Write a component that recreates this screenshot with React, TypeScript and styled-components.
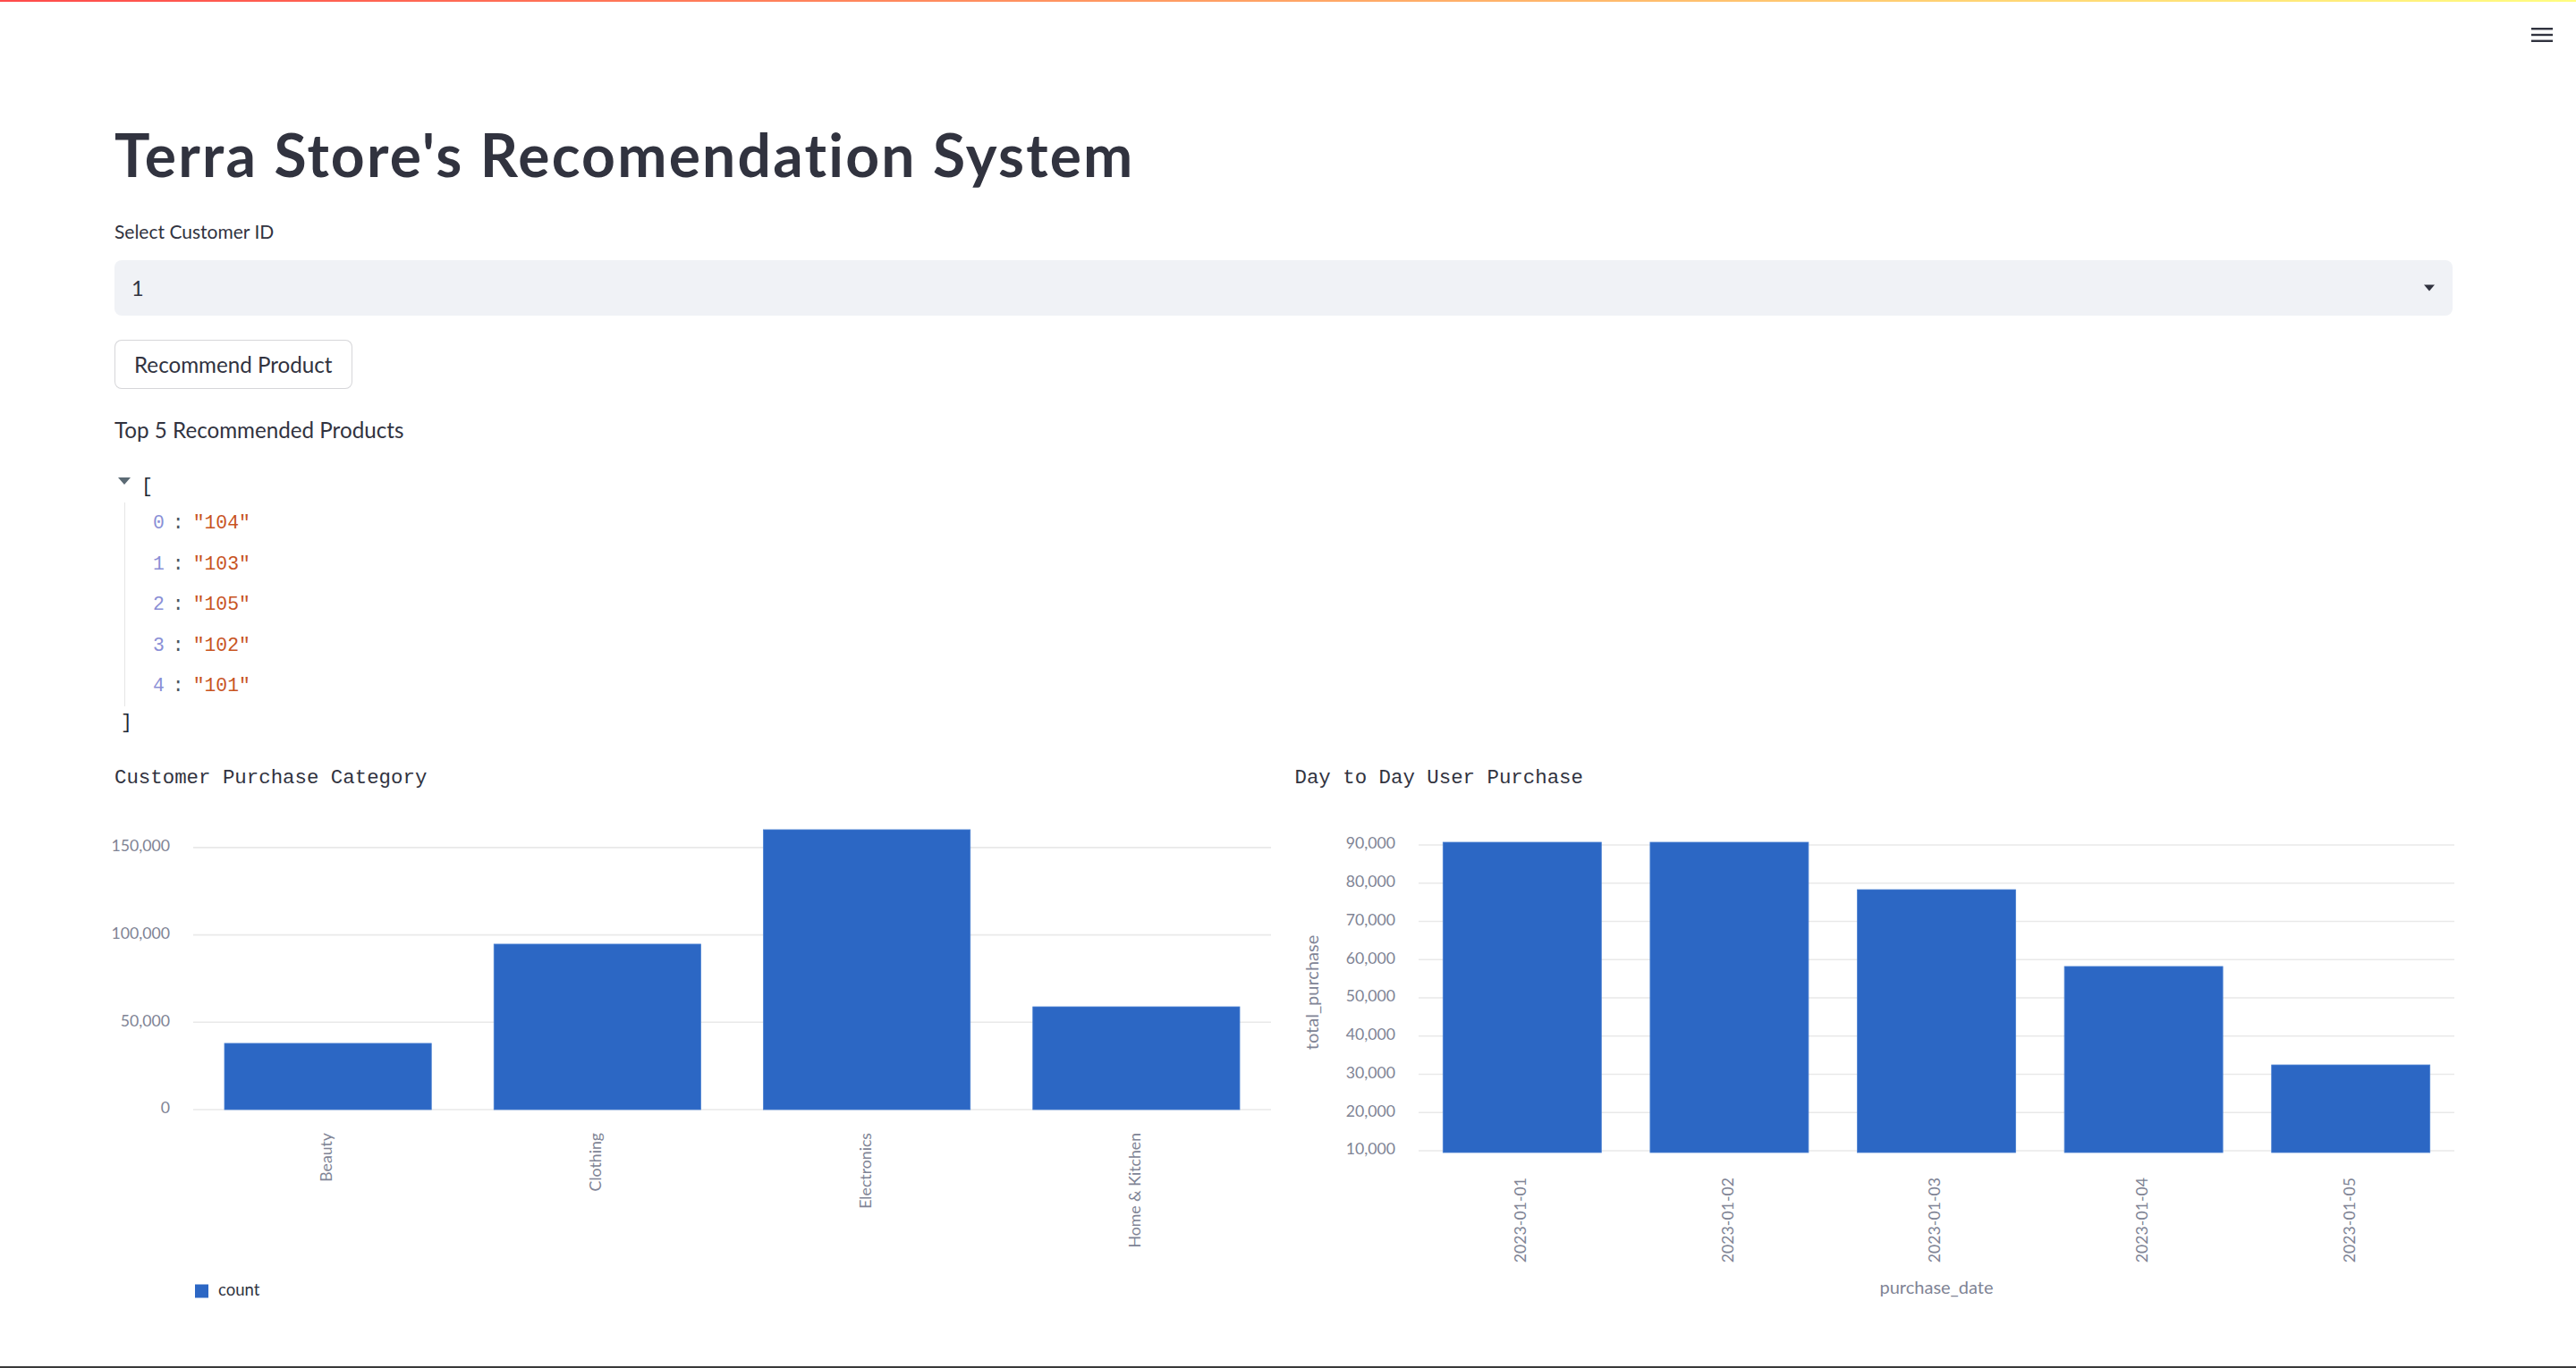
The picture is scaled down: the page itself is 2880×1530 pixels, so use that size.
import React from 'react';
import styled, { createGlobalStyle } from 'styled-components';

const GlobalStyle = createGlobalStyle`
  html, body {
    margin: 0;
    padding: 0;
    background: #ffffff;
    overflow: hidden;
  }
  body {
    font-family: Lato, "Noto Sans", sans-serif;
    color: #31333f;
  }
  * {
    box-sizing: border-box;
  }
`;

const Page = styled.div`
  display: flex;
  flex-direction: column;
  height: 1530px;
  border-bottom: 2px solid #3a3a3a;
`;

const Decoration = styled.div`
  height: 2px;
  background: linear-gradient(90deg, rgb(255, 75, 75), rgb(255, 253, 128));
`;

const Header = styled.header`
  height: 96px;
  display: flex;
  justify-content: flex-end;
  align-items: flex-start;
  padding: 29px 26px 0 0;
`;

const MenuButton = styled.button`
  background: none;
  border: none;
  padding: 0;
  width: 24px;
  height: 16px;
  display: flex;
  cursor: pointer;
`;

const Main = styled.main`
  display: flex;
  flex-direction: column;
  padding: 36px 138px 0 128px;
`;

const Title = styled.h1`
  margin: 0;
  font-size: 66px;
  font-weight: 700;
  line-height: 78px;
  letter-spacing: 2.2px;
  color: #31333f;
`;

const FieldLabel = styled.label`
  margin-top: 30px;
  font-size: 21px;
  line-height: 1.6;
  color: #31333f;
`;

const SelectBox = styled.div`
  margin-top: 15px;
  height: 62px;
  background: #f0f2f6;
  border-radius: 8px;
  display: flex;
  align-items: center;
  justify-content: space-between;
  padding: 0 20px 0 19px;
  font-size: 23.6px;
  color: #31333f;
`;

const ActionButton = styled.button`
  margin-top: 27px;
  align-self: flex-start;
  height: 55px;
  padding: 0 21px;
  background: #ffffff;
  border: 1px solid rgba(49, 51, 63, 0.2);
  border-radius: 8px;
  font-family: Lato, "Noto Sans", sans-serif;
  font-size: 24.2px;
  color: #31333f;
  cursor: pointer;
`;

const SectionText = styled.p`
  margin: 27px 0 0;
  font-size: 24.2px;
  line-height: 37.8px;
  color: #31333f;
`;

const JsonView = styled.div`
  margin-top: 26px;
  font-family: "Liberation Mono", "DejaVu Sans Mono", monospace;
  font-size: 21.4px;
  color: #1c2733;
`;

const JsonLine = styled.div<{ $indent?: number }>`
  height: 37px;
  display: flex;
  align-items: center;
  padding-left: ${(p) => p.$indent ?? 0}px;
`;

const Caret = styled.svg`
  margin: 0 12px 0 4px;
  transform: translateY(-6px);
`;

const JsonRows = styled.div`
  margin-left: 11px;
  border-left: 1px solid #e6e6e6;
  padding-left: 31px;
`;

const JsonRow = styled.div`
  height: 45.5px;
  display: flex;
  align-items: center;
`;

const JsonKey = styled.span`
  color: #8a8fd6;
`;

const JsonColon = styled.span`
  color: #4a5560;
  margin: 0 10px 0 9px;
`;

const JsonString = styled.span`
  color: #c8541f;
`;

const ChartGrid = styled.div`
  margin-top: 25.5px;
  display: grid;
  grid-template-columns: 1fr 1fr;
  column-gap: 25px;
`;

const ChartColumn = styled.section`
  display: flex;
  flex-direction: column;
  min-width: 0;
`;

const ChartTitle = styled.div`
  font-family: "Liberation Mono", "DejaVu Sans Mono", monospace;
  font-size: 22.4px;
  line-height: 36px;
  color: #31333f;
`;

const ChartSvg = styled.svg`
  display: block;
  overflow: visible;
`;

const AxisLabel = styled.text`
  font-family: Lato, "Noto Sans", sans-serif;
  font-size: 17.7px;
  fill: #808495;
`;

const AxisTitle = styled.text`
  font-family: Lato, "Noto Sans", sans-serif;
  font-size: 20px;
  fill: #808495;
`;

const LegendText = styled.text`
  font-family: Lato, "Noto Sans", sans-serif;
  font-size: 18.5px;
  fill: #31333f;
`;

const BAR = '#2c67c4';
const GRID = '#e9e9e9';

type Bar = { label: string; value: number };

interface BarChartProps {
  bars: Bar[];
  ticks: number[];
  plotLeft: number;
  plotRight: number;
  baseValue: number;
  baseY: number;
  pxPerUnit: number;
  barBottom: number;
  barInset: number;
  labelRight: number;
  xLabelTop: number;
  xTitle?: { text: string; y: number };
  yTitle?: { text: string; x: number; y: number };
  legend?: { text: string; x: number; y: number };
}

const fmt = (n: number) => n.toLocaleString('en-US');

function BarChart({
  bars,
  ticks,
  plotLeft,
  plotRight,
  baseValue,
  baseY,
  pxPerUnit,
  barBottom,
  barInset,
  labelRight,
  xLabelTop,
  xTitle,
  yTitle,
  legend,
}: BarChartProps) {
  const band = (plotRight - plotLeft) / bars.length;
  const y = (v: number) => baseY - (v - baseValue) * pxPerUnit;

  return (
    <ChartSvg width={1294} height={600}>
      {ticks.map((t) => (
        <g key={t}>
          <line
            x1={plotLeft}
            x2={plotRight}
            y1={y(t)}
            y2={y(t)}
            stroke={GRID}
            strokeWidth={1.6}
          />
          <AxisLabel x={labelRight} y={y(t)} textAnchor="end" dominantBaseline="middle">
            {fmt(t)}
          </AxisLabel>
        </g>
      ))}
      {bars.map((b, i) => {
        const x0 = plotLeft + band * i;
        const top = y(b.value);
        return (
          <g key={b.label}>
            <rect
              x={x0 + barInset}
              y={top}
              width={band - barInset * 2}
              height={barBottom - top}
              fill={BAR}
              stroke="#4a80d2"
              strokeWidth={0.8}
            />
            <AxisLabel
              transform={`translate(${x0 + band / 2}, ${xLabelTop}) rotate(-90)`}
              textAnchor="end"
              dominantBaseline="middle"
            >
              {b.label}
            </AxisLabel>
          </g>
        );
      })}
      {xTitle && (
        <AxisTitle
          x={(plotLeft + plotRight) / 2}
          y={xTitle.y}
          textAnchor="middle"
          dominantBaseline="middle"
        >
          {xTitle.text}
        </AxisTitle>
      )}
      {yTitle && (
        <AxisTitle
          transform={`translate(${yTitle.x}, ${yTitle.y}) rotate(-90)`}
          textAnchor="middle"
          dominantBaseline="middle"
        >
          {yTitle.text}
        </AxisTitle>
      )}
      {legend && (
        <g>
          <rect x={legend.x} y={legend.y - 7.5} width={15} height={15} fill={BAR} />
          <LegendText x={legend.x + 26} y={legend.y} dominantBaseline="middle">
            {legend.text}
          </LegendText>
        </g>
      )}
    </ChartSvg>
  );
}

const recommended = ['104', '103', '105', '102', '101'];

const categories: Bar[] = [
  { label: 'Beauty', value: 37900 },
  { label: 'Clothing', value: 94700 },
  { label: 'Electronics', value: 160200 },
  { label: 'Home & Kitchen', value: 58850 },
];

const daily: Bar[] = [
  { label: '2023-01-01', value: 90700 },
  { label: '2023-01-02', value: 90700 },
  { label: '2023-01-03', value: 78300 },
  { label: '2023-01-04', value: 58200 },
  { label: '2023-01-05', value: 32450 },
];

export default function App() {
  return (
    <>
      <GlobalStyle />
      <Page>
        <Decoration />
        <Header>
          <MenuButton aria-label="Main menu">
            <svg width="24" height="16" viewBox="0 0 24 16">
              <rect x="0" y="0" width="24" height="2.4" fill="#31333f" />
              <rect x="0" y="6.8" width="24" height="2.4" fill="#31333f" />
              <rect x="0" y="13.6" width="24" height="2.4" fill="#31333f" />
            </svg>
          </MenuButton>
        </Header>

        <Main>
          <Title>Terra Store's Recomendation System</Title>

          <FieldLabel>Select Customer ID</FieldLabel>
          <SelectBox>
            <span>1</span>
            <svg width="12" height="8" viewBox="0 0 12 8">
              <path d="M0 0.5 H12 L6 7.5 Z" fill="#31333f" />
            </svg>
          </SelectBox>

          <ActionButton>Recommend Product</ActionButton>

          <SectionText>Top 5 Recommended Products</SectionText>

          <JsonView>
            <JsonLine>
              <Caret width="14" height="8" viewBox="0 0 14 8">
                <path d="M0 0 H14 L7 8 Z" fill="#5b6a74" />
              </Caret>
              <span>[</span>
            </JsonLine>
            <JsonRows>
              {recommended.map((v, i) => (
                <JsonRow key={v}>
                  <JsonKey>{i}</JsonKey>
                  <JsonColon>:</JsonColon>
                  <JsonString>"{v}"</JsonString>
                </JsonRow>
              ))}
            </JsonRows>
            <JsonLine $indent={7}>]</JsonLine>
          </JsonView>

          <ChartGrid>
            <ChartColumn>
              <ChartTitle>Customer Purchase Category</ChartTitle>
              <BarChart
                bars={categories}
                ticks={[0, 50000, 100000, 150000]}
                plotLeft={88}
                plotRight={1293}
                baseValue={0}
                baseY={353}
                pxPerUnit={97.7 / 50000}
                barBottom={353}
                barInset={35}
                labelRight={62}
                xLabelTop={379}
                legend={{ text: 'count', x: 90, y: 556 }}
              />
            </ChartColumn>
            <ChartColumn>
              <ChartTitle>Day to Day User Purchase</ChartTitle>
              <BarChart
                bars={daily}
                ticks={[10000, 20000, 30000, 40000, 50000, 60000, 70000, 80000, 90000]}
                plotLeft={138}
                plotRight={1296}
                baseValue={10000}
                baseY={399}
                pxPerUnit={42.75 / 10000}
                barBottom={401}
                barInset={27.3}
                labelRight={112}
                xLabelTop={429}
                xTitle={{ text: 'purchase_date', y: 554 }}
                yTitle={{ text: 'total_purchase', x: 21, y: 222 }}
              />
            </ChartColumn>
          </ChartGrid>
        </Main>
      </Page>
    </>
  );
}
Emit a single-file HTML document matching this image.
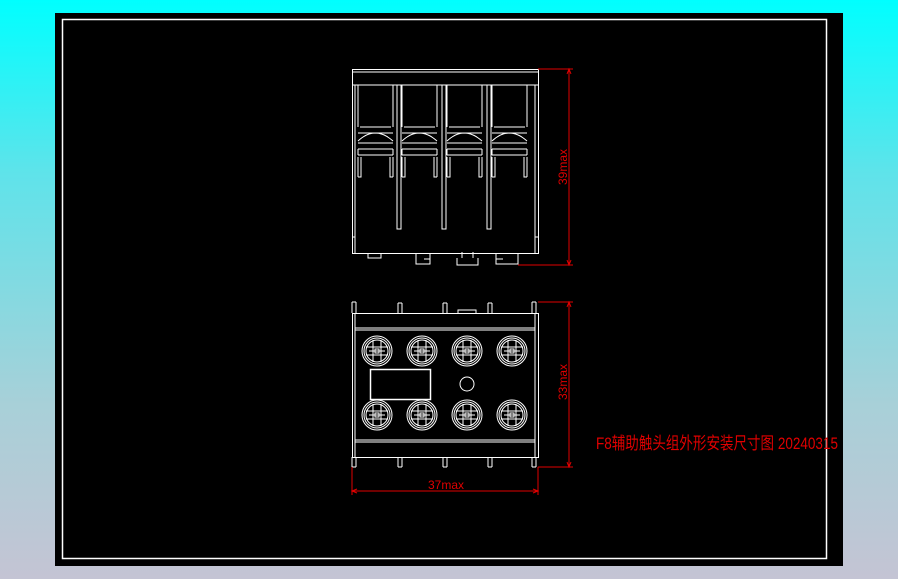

****

→ Task: Each line that holds the word "React" should be extracted from the records.

→ Problem solution:
Write a component that recreates this screenshot with React, TypeScript and styled-components.
import React from 'react';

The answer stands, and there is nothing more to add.